Lightning is a common meteorological hazard in China that leads to fatalities, injures and large amount of economic losses. Based on the National Lightning Hazards Database, lightning-related fatalities, injures, casualties and damage reports from 1997 to 2009 were summarized. Large casualties and damage reports were located in south and east China. When taking population into account, the maxima shift from southern and eastern provinces to low population provinces such as Tibet, Hainan and Qinghai and the ranks of populous provinces such as Henan, Shandong and Sichuan degraded.

The number of lightning fatalities and injuries increased from 1997 to 2007 and began to decrease since 2008. While the damage reports showed an increase all along the period, only with a low value in 2008. The peak months of lightning fatalities, injuries and damages were from June to August, which was also the period of intense thunderstorm activities in China. July maxima were reached by all types of lightning reports. The number of lightning fatalities, injuries and damage reports were lowest between November to February of the following year.

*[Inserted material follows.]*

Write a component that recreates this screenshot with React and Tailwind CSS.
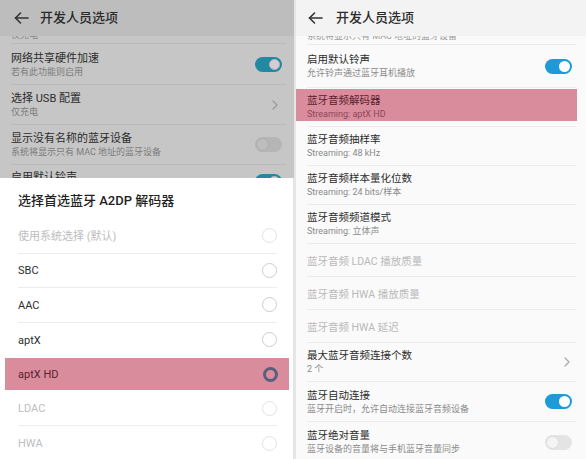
import React from "react";

const Arrow = ({ color }) => (
  <svg width="15" height="12" viewBox="0 0 15 12" fill="none" stroke={color} strokeWidth="1.6" strokeLinecap="round" strokeLinejoin="round">
    <path d="M1.5 6H14" />
    <path d="M6.5 1L1.5 6L6.5 11" />
  </svg>
);

const Chevron = ({ color }) => (
  <svg width="6" height="10" viewBox="0 0 6 10" fill="none" stroke={color} strokeWidth="1.2" strokeLinecap="round" strokeLinejoin="round">
    <path d="M1 1L5 5L1 9" />
  </svg>
);

const Toggle = ({ on, dim }) => {
  if (dim) {
    return on ? (
      <div className="w-[27px] h-[15px] rounded-full bg-[#2189a2] flex items-center justify-end pr-[2px]">
        <div className="w-[11px] h-[11px] rounded-full bg-[#d6ccd3] border border-[#c0b3bd]" />
      </div>
    ) : (
      <div className="w-[27px] h-[15px] rounded-full bg-[#b5b5b5] flex items-center pl-[1px]">
        <div className="w-[13px] h-[13px] rounded-full bg-[#bdbdbd] border border-[#adadad]" />
      </div>
    );
  }
  return on ? (
    <div className="w-[27px] h-[15px] rounded-full bg-[#1c9bd8] flex items-center justify-end pr-[2px]">
      <div className="w-[11px] h-[11px] rounded-full bg-white" />
    </div>
  ) : (
    <div className="w-[27px] h-[15px] rounded-full bg-[#e4e4e4] flex items-center pl-[1px]">
      <div className="w-[13px] h-[13px] rounded-full bg-[#f4f4f4] border border-[#dddddd]" />
    </div>
  );
};

const LeftRow = ({ h, title, sub, right }) => (
  <div className={`${h} flex items-center justify-between border-b border-[#b9b9b9] shrink-0`}>
    <div className="flex flex-col pt-[1px]">
      <div className="text-[11px] leading-[14px] text-[#2c2c2c]">{title}</div>
      <div className="text-[9px] leading-[12px] text-[#7c7c7c]">{sub}</div>
    </div>
    <div className="flex items-center pr-[4px]">{right}</div>
  </div>
);

const Option = ({ label, disabled, selected, last }) =>
  selected ? (
    <div className="h-[34.5px] shrink-0 flex items-center">
      <div className="ml-[5px] mr-[4px] flex-1 h-[32px] bg-[#d98c9c] flex items-center justify-between pl-[13px] pr-[11px]">
        <span className="text-[11px] pt-[2px] text-[#5e1f31]">{label}</span>
        <div className="w-[15px] h-[15px] rounded-full border-[3px] border-[#5a5f7d]" />
      </div>
    </div>
  ) : (
    <div className="h-[34.5px] shrink-0 px-[18px] pr-[16px]">
      <div className={`h-full flex items-center justify-between ${last ? "" : "border-b border-[#ededed]"}`}>
        <span className={`text-[11px] pt-[2px] ${disabled ? "text-[#bdbdbd]" : "text-[#2e2e2e]"}`}>{label}</span>
        <div className={`w-[15px] h-[15px] rounded-full border ${disabled ? "border-[#e2e2e2]" : "border-[#cdcdcd]"}`} />
      </div>
    </div>
  );

const Left = () => (
  <div className="w-[294px] h-full flex flex-col bg-[#c6c6c6] overflow-hidden shrink-0">
    <div className="h-[36px] shrink-0 bg-[#bdbdbd] flex items-center pl-[14px]">
      <Arrow color="#333333" />
      <span className="ml-[11px] text-[13px] font-medium text-[#2a2a2a]">开发人员选项</span>
    </div>
    <div className="flex flex-col px-[11px] pr-[8px]">
      <div className="h-[8px] shrink-0 overflow-hidden border-b border-[#b9b9b9]">
        <div className="-mt-[7px] text-[9px] leading-[12px] text-[#8a8a8a]">仅充电</div>
      </div>
      <LeftRow h="h-[41px]" title="网络共享硬件加速" sub="若有此功能则启用" right={<Toggle on dim />} />
      <LeftRow h="h-[40px]" title="选择 USB 配置" sub="仅充电" right={<div className="pr-[4px]"><Chevron color="#9a9a9a" /></div>} />
      <LeftRow h="h-[40px]" title="显示没有名称的蓝牙设备" sub="系统将显示只有 MAC 地址的蓝牙设备" right={<Toggle dim />} />
      <div className="h-[13px] shrink-0 overflow-hidden flex justify-between">
        <div className="pt-[6px] text-[11px] leading-[14px] text-[#2c2c2c]">启用默认铃声</div>
        <div className="pt-[9px] pr-[4px]"><Toggle on dim /></div>
      </div>
    </div>
    <div className="flex-1 bg-white flex flex-col border-r border-[#e3e3e3] overflow-hidden">
      <div className="h-[41px] shrink-0 flex items-center pl-[18px] pt-[4px]">
        <span className="text-[13px] font-medium text-[#222222]">选择首选蓝牙 A2DP 解码器</span>
      </div>
      <Option label="使用系统选择 (默认)" disabled />
      <Option label="SBC" />
      <Option label="AAC" />
      <Option label="aptX" last />
      <Option label="aptX HD" selected />
      <Option label="LDAC" disabled />
      <Option label="HWA" disabled last />
    </div>
  </div>
);

const RightRow = ({ h, title, sub, right, disabled, highlight, last }) => (
  <div className={`${h} relative shrink-0 flex items-center justify-between ${last ? "" : "border-b border-[#ececec]"}`}>
    {highlight && <div className="absolute -left-[12px] -right-[1px] top-[1px] h-[32px] bg-[#d98c9c]" />}
    <div className="relative flex flex-col">
      <div className={`text-[10.5px] leading-[14px] ${disabled ? "text-[#b9b9b9] pt-[3px]" : highlight ? "text-[#5a1d2f]" : "text-[#2c2c2c]"}`}>{title}</div>
      {sub && <div className={`text-[9px] leading-[12px] ${highlight ? "text-[#8d4658]" : "text-[#8a8a8a]"}`}>{sub}</div>}
    </div>
    {right && <div className="relative flex items-center pr-[4px]">{right}</div>}
  </div>
);

const Right = () => (
  <div className="flex-1 h-full flex flex-col bg-[#fafafa] border-l-2 border-[#e6e6e6] overflow-hidden">
    <div className="h-[36px] shrink-0 bg-[#f3f3f3] flex items-center pl-[12px]">
      <Arrow color="#333333" />
      <span className="ml-[13px] text-[13px] font-medium text-[#2a2a2a]">开发人员选项</span>
    </div>
    <div className="flex flex-col pl-[11px] pr-[10px]">
      <div className="h-[9px] shrink-0 overflow-hidden border-b border-[#ececec]">
        <div className="-mt-[6px] text-[9px] leading-[12px] text-[#9a9a9a]">系统将显示只有 MAC 地址的蓝牙设备</div>
      </div>
      <RightRow h="h-[43px]" title="启用默认铃声" sub="允许铃声通过蓝牙耳机播放" right={<Toggle on />} />
      <RightRow h="h-[39px]" title="蓝牙音频解码器" sub="Streaming: aptX HD" highlight />
      <RightRow h="h-[39px]" title="蓝牙音频抽样率" sub="Streaming: 48 kHz" />
      <RightRow h="h-[39px]" title="蓝牙音频样本量化位数" sub="Streaming: 24 bits/样本" />
      <RightRow h="h-[39px]" title="蓝牙音频频道模式" sub="Streaming: 立体声" />
      <RightRow h="h-[33px]" title="蓝牙音频 LDAC 播放质量" disabled />
      <RightRow h="h-[33px]" title="蓝牙音频 HWA 播放质量" disabled />
      <RightRow h="h-[33px]" title="蓝牙音频 HWA 延迟" disabled />
      <RightRow h="h-[39px]" title="最大蓝牙音频连接个数" sub="2 个" right={<div className="pr-[2px]"><Chevron color="#a8a8a8" /></div>} />
      <RightRow h="h-[40px]" title="蓝牙自动连接" sub="蓝牙开启时，允许自动连接蓝牙音频设备" right={<Toggle on />} />
      <RightRow h="h-[40px]" title="蓝牙绝对音量" sub="蓝牙设备的音量将与手机蓝牙音量同步" right={<Toggle />} last />
    </div>
  </div>
);

export default function App() {
  return (
    <div className="flex w-[586px] h-[459px] overflow-hidden bg-white font-['Roboto','Noto_Sans_CJK_SC',sans-serif]">
      <Left />
      <Right />
    </div>
  );
}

Rural regions accounted for 51 and 29% of all lightning fatalities and injuries. A majority of fatalities and injuries occurred when rural people were doing field work. Direct economic losses by lightning increased from 50 million RMB (about 7.4 million US dollars) in 1997 to 450 million RMB (about 66 million US dollars) in 2007 and began to decrease in 2008. Direct economic loss per damage decreased during this period, which indicated increase in lightning damage reports. Civil field had the largest economic losses, and power industry was the second category. A significant number (79%) of lightning casualties occurred outdoors in open areas, with 37% working on farm, 14% in open fields and 9% in water area.

The annual worldwide number of lightning injuries is probably 5 to 10 times the annual number of deaths, while the injury/deaths ratio in China is about one. Future work will focus on further analysis of the high death/injury ratio in China and investigate the impact factors. In addition, comparisons of casualties and damages with ground-lightning flash-density data detected by the National Lightning Detection Network in China, and improvement of a better lightning reporting protocol that will include all the variables discussed above will also be included. This can help reduce the underestimation of lightning casualties and damages and develop a more concise national lightning hazard database.